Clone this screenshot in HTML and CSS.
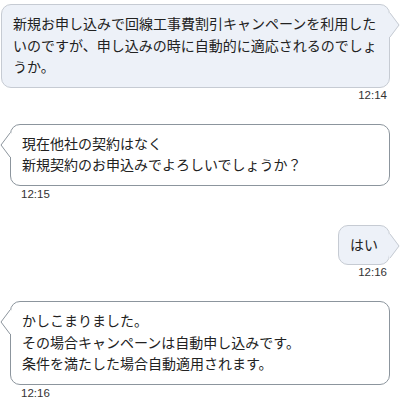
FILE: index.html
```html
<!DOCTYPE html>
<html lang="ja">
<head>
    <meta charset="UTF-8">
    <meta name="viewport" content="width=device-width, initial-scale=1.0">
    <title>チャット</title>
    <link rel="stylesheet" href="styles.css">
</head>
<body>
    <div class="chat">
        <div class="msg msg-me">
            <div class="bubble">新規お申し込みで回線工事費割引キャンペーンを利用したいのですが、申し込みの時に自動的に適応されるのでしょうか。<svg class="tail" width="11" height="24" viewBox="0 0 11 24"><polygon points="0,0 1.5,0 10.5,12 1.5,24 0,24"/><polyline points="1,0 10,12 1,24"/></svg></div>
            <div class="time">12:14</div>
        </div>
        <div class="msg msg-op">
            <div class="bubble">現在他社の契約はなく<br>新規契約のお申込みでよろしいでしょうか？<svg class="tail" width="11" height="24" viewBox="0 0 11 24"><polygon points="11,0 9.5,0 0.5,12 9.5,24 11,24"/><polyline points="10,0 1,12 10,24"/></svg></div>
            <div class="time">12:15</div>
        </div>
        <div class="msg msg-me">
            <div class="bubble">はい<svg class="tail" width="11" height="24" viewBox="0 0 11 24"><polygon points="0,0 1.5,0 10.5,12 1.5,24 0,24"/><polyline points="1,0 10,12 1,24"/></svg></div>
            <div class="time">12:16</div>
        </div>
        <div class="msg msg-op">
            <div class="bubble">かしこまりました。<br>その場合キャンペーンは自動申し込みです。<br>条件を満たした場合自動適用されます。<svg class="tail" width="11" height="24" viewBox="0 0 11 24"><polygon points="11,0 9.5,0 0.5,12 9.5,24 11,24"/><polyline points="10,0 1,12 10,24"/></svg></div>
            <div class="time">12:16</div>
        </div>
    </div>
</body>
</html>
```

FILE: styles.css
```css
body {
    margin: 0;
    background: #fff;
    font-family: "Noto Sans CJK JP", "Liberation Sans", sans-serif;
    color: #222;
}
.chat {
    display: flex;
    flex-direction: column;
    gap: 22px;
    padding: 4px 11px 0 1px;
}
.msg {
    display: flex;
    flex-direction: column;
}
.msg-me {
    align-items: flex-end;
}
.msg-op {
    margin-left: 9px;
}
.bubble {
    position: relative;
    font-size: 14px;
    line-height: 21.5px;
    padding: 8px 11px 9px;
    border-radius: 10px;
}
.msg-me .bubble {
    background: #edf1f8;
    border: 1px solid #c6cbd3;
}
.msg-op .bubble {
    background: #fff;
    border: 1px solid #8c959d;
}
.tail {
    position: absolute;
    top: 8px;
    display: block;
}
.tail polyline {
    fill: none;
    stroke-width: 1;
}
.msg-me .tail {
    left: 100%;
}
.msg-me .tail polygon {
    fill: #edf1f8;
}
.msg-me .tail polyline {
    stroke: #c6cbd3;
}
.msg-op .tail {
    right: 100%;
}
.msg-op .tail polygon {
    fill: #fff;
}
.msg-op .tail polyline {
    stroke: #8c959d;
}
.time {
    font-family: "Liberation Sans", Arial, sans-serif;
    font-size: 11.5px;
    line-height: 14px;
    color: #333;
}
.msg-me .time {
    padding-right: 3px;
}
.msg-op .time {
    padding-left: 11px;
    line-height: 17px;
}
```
-*-*-
=== Do this ===
Exclude the images and reproduce the remaining data exactly.

=== Full response ===
Clone this screenshot in HTML and CSS.
FILE: index.html
```html
<!DOCTYPE html>
<html lang="ja">
<head>
    <meta charset="UTF-8">
    <meta name="viewport" content="width=device-width, initial-scale=1.0">
    <title>チャット</title>
    <link rel="stylesheet" href="styles.css">
</head>
<body>
    <div class="chat">
        <div class="msg msg-me">
            <div class="bubble">新規お申し込みで回線工事費割引キャンペーンを利用したいのですが、申し込みの時に自動的に適応されるのでしょうか。<svg class="tail" width="11" height="24" viewBox="0 0 11 24"><polygon points="0,0 1.5,0 10.5,12 1.5,24 0,24"/><polyline points="1,0 10,12 1,24"/></svg></div>
            <div class="time">12:14</div>
        </div>
        <div class="msg msg-op">
            <div class="bubble">現在他社の契約はなく<br>新規契約のお申込みでよろしいでしょうか？<svg class="tail" width="11" height="24" viewBox="0 0 11 24"><polygon points="11,0 9.5,0 0.5,12 9.5,24 11,24"/><polyline points="10,0 1,12 10,24"/></svg></div>
            <div class="time">12:15</div>
        </div>
        <div class="msg msg-me">
            <div class="bubble">はい<svg class="tail" width="11" height="24" viewBox="0 0 11 24"><polygon points="0,0 1.5,0 10.5,12 1.5,24 0,24"/><polyline points="1,0 10,12 1,24"/></svg></div>
            <div class="time">12:16</div>
        </div>
        <div class="msg msg-op">
            <div class="bubble">かしこまりました。<br>その場合キャンペーンは自動申し込みです。<br>条件を満たした場合自動適用されます。<svg class="tail" width="11" height="24" viewBox="0 0 11 24"><polygon points="11,0 9.5,0 0.5,12 9.5,24 11,24"/><polyline points="10,0 1,12 10,24"/></svg></div>
            <div class="time">12:16</div>
        </div>
    </div>
</body>
</html>
```

FILE: styles.css
```css
body {
    margin: 0;
    background: #fff;
    font-family: "Noto Sans CJK JP", "Liberation Sans", sans-serif;
    color: #222;
}
.chat {
    display: flex;
    flex-direction: column;
    gap: 22px;
    padding: 4px 11px 0 1px;
}
.msg {
    display: flex;
    flex-direction: column;
}
.msg-me {
    align-items: flex-end;
}
.msg-op {
    margin-left: 9px;
}
.bubble {
    position: relative;
    font-size: 14px;
    line-height: 21.5px;
    padding: 8px 11px 9px;
    border-radius: 10px;
}
.msg-me .bubble {
    background: #edf1f8;
    border: 1px solid #c6cbd3;
}
.msg-op .bubble {
    background: #fff;
    border: 1px solid #8c959d;
}
.tail {
    position: absolute;
    top: 8px;
    display: block;
}
.tail polyline {
    fill: none;
    stroke-width: 1;
}
.msg-me .tail {
    left: 100%;
}
.msg-me .tail polygon {
    fill: #edf1f8;
}
.msg-me .tail polyline {
    stroke: #c6cbd3;
}
.msg-op .tail {
    right: 100%;
}
.msg-op .tail polygon {
    fill: #fff;
}
.msg-op .tail polyline {
    stroke: #8c959d;
}
.time {
    font-family: "Liberation Sans", Arial, sans-serif;
    font-size: 11.5px;
    line-height: 14px;
    color: #333;
}
.msg-me .time {
    padding-right: 3px;
}
.msg-op .time {
    padding-left: 11px;
    line-height: 17px;
}
```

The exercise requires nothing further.